I'll give a proof that it is path connected

First notice that for any irrational p∈R, the horizontal line y=p and the vertical line x=p are paths that lie in our set ℝ² \ ℚ².
Then suppose we have the points (a,b), (c,d) ∈ℝ² \ ℚ² with (a,b) ≠ (c,d). Then at least one of a or b is irrational.

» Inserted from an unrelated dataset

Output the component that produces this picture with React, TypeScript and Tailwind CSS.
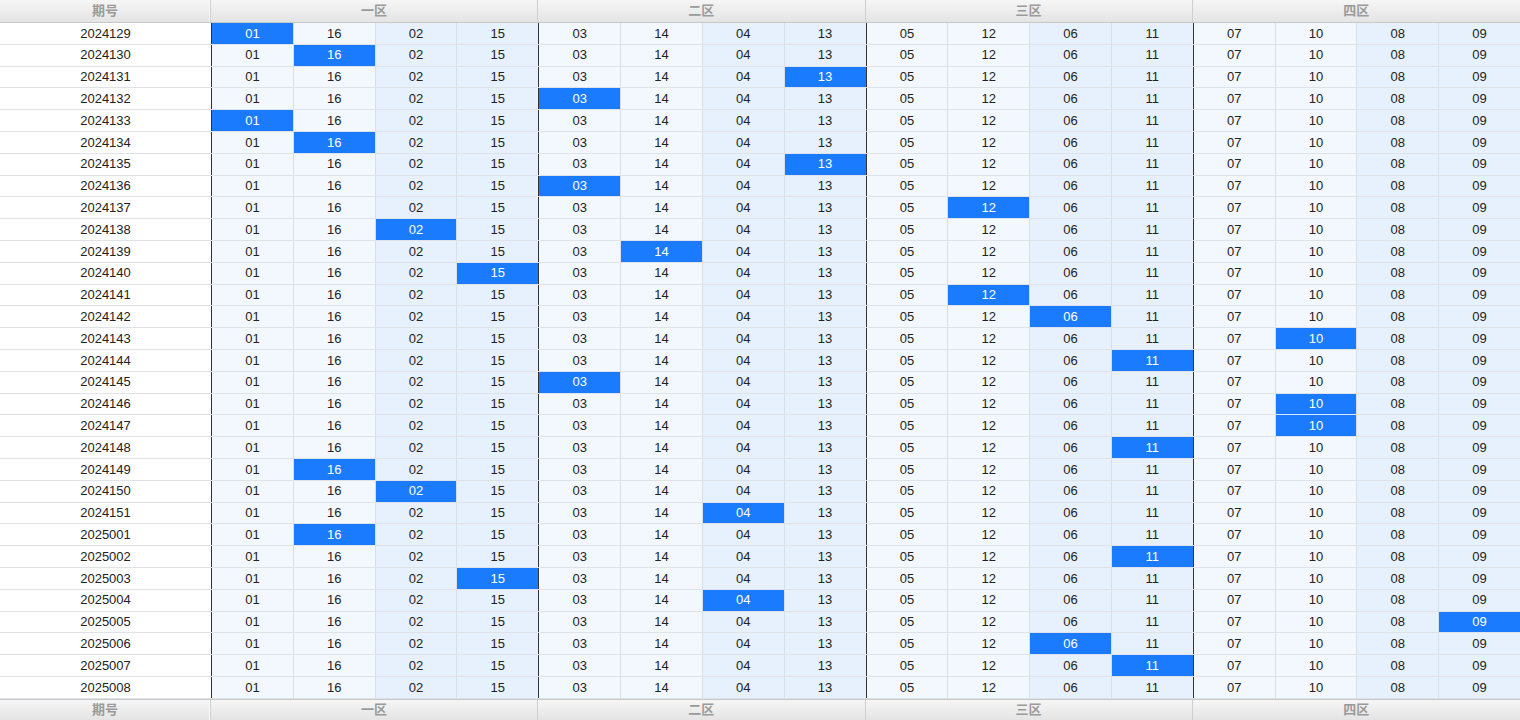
const groups = [
  { label: '一区', nums: ['01', '16', '02', '15'] },
  { label: '二区', nums: ['03', '14', '04', '13'] },
  { label: '三区', nums: ['05', '12', '06', '11'] },
  { label: '四区', nums: ['07', '10', '08', '09'] },
]

const allNums = groups.flatMap((g) => g.nums)

// period -> highlighted column (index into allNums), -1 for none
const rows: [string, number][] = [
  ['2024129', 0],
  ['2024130', 1],
  ['2024131', 7],
  ['2024132', 4],
  ['2024133', 0],
  ['2024134', 1],
  ['2024135', 7],
  ['2024136', 4],
  ['2024137', 9],
  ['2024138', 2],
  ['2024139', 5],
  ['2024140', 3],
  ['2024141', 9],
  ['2024142', 10],
  ['2024143', 13],
  ['2024144', 11],
  ['2024145', 4],
  ['2024146', 13],
  ['2024147', 13],
  ['2024148', 11],
  ['2024149', 1],
  ['2024150', 2],
  ['2024151', 6],
  ['2025001', 1],
  ['2025002', 11],
  ['2025003', 3],
  ['2025004', 6],
  ['2025005', 15],
  ['2025006', 10],
  ['2025007', 11],
  ['2025008', -1],
]

const font = { fontFamily: '"Liberation Sans", Arial, "Noto Sans CJK SC", sans-serif' }

function HeaderRow({ bottom }: { bottom?: boolean }) {
  return (
    <div
      className={`grid grid-cols-[211px_repeat(4,1fr)] bg-gradient-to-b from-[#f6f6f6] to-[#e4e4e4] ${
        bottom ? 'h-[21px] border-t border-[#c8c8c8]' : 'h-[23px] border-b border-[#c8c8c8]'
      }`}
    >
      <div className="flex items-center justify-center text-[13px] font-bold text-[#9a9a9a] border-r border-[#cfcfcf] shadow-[inset_-1px_0_0_#fafafa]">
        期号
      </div>
      {groups.map((g) => (
        <div
          key={g.label}
          className="flex items-center justify-center text-[13px] font-bold text-[#9a9a9a] border-r border-[#cfcfcf] last:border-r-0"
        >
          {g.label}
        </div>
      ))}
    </div>
  )
}

export default function App() {
  return (
    <div className="w-[1520px] h-[720px] overflow-hidden bg-white flex flex-col" style={font}>
      <HeaderRow />
      <div className="flex-1 flex flex-col">
        {rows.map(([period, hit]) => (
          <div
            key={period}
            className="grid grid-cols-[211px_repeat(16,1fr)] h-[21.8px] border-b border-[#dfe3e8]"
          >
            <div className="flex items-center justify-center text-[13px] text-[#222] bg-white">
              {period}
            </div>
            {allNums.map((n, i) => {
              const groupStart = i % 4 === 0
              const deep = i % 4 >= 2
              const isHit = i === hit
              return (
                <div
                  key={i}
                  className={`flex items-center justify-center text-[13px] ${
                    groupStart ? 'border-l border-[#333]' : 'border-l border-[#d6dfea]'
                  } ${
                    isHit
                      ? 'bg-[#1a7bff] text-white'
                      : deep
                        ? 'bg-[#e6f1fd] text-[#222]'
                        : 'bg-[#f3f8fe] text-[#222]'
                  }`}
                >
                  {n}
                </div>
              )
            })}
          </div>
        ))}
      </div>
      <HeaderRow bottom />
    </div>
  )
}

WLOG suppose a is irrational.

Case 1: c is irrational
There exists f₁ : [0,1] ->ℝ² \ ℚ² a path from (a,b) to (a,b') where b' is irrational
f₂: [0,1] ->ℝ² \ ℚ² a path from (a,b') to (c,b')
f₃ : [0,1] ->ℝ² \ ℚ² a path from (c,b') to (c,d)
Thus define f(t) = { f₁(3t) when 0≤t≤1/3
{ f₂(3t-1) when 1/3<t≤2/3
{ f₃(3t-2) when 2/3<t≤1
So f(t) is a path that lies in ℝ² \ ℚ² from (a,b) to (c,d)

Case 2: d is irrational
There exists f₁ : [0,1] ->ℝ² \ ℚ² a path from (a,b) to (a,d)
f₂: [0,1] ->ℝ² \ ℚ² a path from (a,d) to (c,d)
Thus define f(t) = { f₁(2t) when 0≤t≤1/2
{ f₂(2t-1) when 1/2<t≤1
So f(t) is a path that lies in ℝ² \ ℚ² from (a,b) to (c,d)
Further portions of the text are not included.